Rows from a dataset of pages and code:
::::

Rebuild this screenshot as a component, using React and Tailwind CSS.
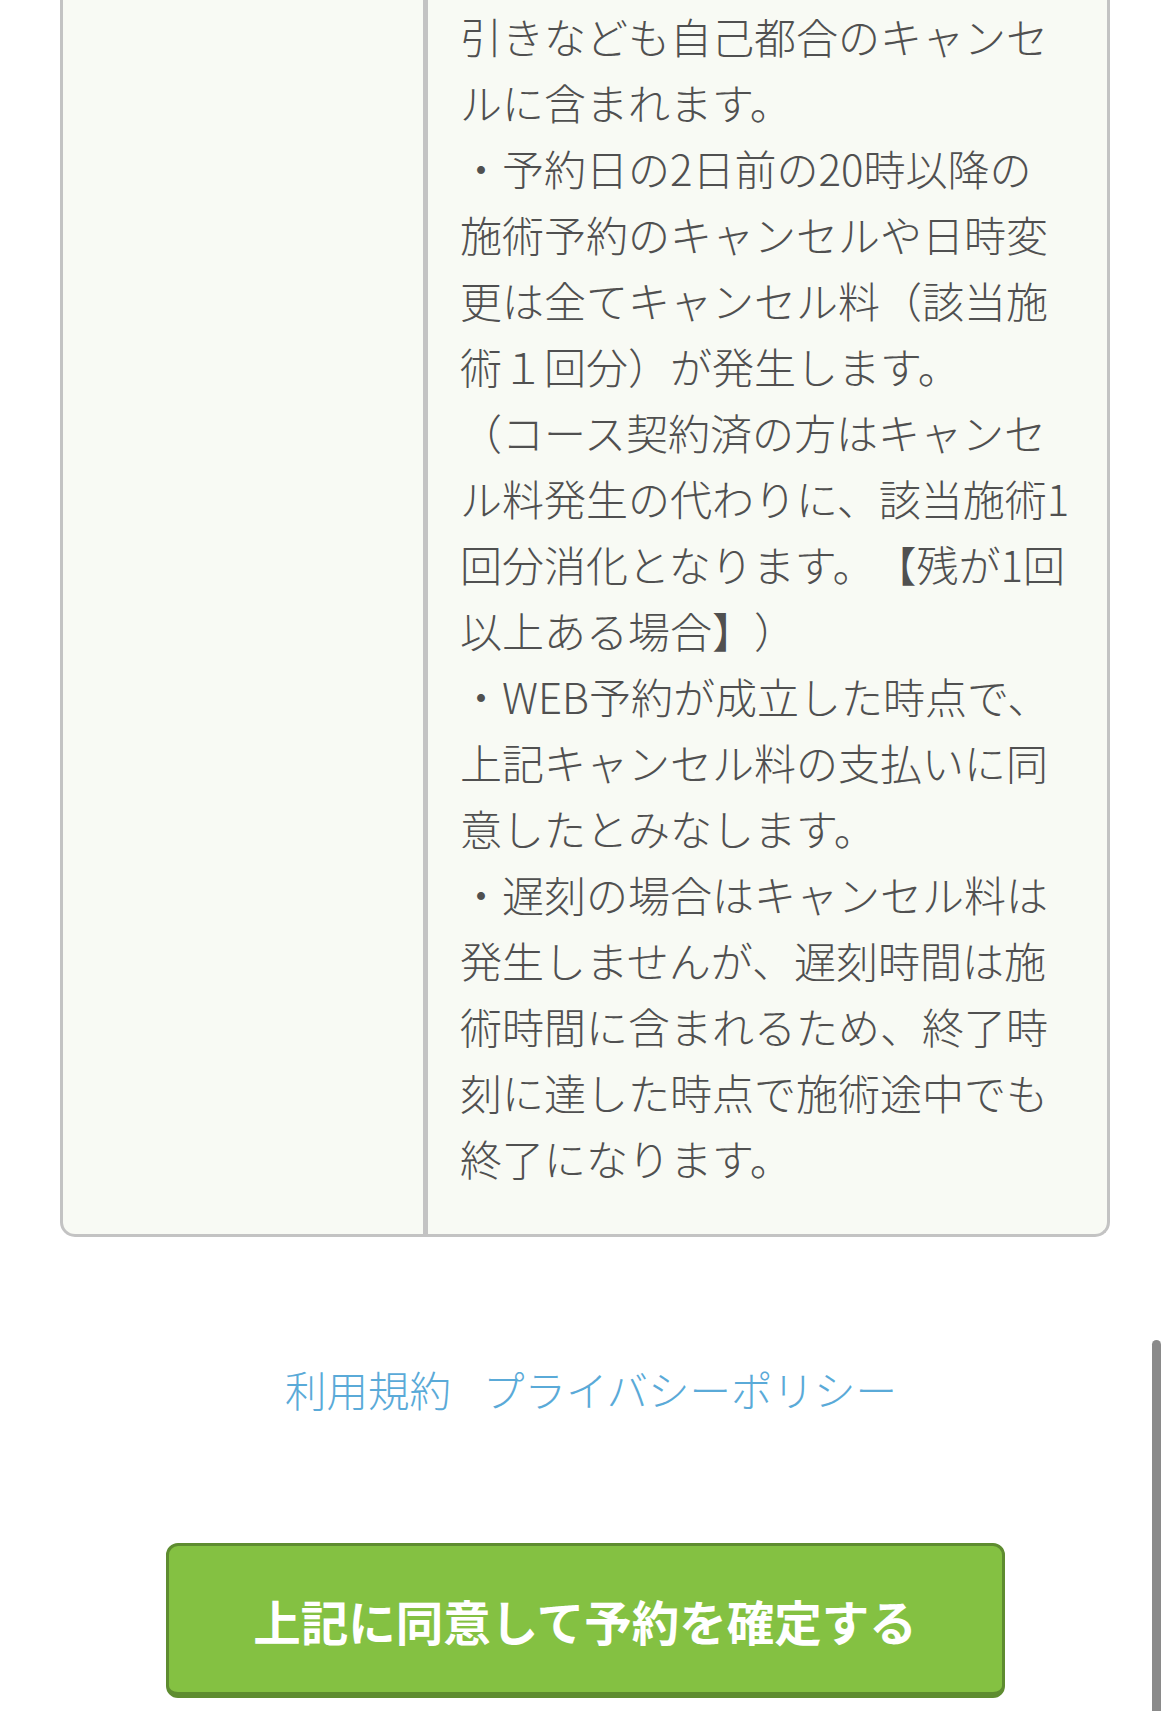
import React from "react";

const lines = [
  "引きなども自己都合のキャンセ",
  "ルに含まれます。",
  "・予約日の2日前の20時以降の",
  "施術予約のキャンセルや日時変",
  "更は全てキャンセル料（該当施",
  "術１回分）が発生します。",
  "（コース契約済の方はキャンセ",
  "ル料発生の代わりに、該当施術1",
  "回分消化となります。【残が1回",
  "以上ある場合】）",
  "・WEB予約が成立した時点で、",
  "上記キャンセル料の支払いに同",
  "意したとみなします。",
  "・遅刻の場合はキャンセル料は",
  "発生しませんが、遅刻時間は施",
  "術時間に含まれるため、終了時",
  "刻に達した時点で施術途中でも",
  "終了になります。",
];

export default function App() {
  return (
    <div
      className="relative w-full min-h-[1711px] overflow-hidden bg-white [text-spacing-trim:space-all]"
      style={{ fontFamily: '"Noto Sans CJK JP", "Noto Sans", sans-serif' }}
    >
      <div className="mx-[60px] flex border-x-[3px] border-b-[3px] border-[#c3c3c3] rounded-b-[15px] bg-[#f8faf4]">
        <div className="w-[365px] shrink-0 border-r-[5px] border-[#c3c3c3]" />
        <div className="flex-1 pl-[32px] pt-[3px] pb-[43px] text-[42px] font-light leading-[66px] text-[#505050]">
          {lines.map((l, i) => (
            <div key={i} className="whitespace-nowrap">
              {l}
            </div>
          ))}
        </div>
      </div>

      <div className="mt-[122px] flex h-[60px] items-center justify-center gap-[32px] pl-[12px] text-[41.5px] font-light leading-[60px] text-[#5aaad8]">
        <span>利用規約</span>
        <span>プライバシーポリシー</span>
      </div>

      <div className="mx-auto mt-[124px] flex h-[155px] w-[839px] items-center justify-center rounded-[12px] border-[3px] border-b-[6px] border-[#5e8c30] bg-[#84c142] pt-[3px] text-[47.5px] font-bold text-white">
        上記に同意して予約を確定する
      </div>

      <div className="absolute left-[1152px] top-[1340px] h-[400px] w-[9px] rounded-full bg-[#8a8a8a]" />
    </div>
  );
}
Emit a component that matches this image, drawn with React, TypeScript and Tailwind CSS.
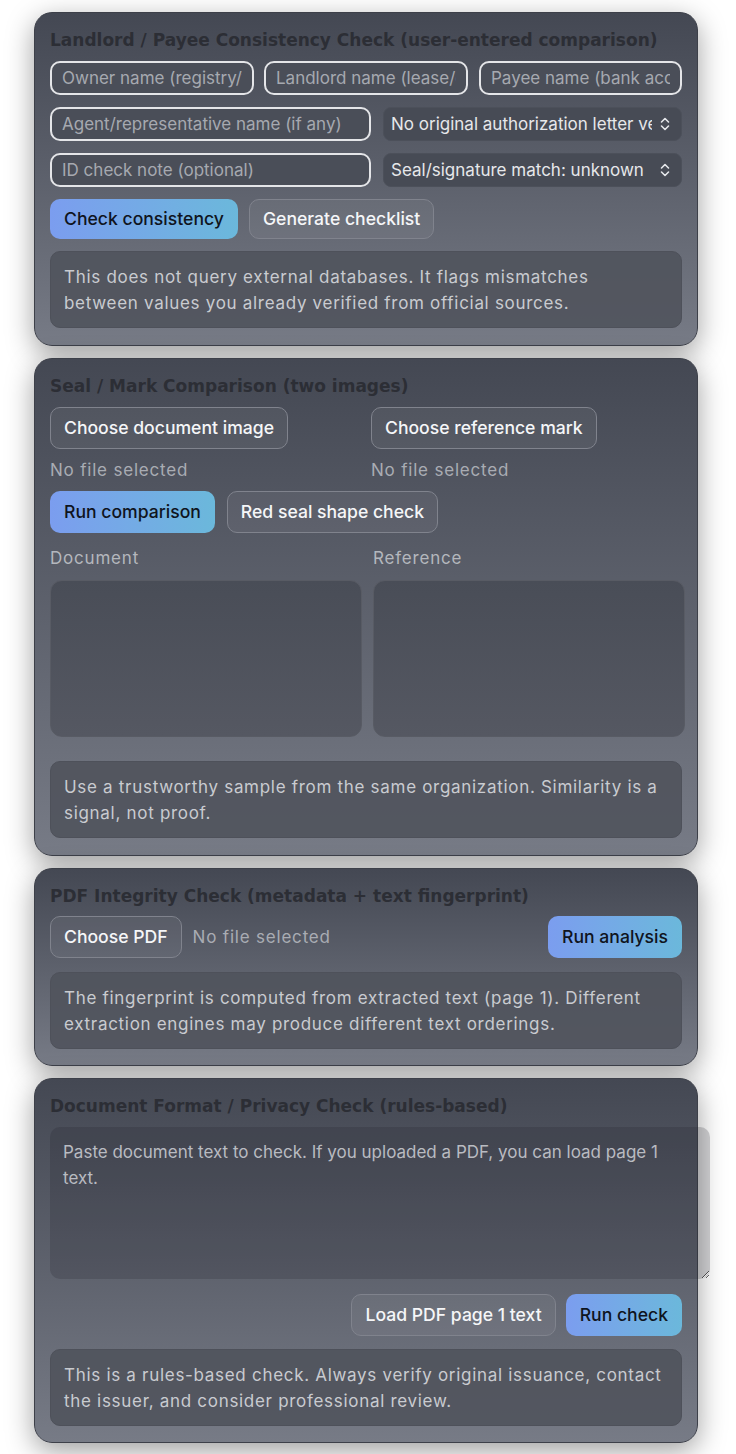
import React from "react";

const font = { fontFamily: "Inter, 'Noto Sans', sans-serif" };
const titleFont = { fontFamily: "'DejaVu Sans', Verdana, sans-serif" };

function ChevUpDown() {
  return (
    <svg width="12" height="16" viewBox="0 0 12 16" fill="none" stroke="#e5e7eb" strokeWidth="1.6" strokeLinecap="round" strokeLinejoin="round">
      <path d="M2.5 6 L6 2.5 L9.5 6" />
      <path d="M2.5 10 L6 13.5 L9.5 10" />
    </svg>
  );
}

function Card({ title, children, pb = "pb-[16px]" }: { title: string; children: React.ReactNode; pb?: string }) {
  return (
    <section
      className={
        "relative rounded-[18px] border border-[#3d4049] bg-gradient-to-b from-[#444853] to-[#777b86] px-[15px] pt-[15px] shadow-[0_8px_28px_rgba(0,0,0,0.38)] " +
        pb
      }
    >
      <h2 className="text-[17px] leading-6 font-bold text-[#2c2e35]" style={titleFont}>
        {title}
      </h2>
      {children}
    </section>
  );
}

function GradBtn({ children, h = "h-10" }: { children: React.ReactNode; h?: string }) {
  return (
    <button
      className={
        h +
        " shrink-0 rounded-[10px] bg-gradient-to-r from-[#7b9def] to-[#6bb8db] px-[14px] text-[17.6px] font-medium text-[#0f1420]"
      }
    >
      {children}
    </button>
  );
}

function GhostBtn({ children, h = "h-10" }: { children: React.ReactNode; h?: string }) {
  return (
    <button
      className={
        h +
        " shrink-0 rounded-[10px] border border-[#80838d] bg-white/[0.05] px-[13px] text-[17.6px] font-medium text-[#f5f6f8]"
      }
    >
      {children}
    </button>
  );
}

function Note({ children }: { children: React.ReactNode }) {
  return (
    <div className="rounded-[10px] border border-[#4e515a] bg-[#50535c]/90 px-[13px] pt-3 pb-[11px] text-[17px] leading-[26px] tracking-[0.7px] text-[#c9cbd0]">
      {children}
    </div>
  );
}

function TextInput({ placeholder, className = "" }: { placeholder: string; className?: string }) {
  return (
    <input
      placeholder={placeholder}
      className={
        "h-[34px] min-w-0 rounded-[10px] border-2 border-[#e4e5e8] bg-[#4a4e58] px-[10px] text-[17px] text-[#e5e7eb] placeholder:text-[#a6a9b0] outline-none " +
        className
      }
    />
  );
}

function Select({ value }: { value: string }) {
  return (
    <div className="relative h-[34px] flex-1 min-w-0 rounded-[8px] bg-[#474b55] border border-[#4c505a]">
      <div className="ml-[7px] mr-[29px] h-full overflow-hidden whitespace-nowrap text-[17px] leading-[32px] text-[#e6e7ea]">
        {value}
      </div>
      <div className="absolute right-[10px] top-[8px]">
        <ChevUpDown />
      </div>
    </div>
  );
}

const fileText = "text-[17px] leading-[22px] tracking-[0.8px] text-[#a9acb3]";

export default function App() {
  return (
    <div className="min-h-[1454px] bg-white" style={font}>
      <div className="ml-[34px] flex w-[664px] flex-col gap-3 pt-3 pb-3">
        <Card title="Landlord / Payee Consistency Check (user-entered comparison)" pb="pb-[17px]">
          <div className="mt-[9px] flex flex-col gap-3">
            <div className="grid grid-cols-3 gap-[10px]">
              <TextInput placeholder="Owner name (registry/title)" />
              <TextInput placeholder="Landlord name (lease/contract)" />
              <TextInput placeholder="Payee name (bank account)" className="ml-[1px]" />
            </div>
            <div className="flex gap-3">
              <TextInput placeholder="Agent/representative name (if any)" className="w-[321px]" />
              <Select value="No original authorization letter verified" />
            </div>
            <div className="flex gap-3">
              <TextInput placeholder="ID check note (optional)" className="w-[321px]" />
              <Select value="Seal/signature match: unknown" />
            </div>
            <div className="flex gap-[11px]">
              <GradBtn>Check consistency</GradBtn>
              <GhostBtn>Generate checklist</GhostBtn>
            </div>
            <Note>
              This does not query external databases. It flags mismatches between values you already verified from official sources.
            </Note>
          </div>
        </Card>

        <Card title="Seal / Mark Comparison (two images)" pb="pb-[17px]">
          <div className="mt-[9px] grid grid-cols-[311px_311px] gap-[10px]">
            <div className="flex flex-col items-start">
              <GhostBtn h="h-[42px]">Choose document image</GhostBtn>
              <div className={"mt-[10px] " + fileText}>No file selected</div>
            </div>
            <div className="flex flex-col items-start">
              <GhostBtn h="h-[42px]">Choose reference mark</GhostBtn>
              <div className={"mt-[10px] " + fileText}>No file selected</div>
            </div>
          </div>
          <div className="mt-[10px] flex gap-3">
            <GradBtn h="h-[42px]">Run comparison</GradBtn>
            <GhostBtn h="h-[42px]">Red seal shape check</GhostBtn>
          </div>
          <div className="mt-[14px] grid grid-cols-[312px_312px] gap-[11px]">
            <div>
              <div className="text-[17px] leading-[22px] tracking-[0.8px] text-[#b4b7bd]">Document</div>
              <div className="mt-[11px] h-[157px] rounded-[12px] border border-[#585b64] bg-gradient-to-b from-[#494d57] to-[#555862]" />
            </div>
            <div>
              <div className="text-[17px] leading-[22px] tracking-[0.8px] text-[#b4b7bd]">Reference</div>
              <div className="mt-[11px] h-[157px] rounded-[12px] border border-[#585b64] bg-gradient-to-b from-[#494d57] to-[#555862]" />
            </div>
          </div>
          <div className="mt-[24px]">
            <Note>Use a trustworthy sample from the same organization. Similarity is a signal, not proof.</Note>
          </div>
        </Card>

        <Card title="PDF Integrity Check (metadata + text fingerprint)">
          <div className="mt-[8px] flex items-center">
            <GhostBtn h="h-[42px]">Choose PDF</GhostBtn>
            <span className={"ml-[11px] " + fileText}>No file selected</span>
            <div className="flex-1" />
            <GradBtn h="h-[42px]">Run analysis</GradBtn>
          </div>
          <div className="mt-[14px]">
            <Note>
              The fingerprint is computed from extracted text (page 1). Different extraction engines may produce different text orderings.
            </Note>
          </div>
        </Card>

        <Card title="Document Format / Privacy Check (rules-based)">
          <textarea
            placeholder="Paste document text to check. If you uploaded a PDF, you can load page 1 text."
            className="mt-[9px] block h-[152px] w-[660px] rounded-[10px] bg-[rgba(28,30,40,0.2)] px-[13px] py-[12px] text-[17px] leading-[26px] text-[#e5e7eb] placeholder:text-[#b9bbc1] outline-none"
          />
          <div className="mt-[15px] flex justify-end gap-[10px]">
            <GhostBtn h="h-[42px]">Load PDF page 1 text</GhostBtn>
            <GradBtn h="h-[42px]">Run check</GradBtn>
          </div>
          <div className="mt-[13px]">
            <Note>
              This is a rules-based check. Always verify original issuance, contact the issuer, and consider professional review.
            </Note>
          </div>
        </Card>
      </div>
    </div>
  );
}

::::

### Objective
Pull every line containing the word "component" out of the entries above.

### Written answer
Rebuild this screenshot as a component, using React and Tailwind CSS.
Emit a component that matches this image, drawn with React, TypeScript and Tailwind CSS.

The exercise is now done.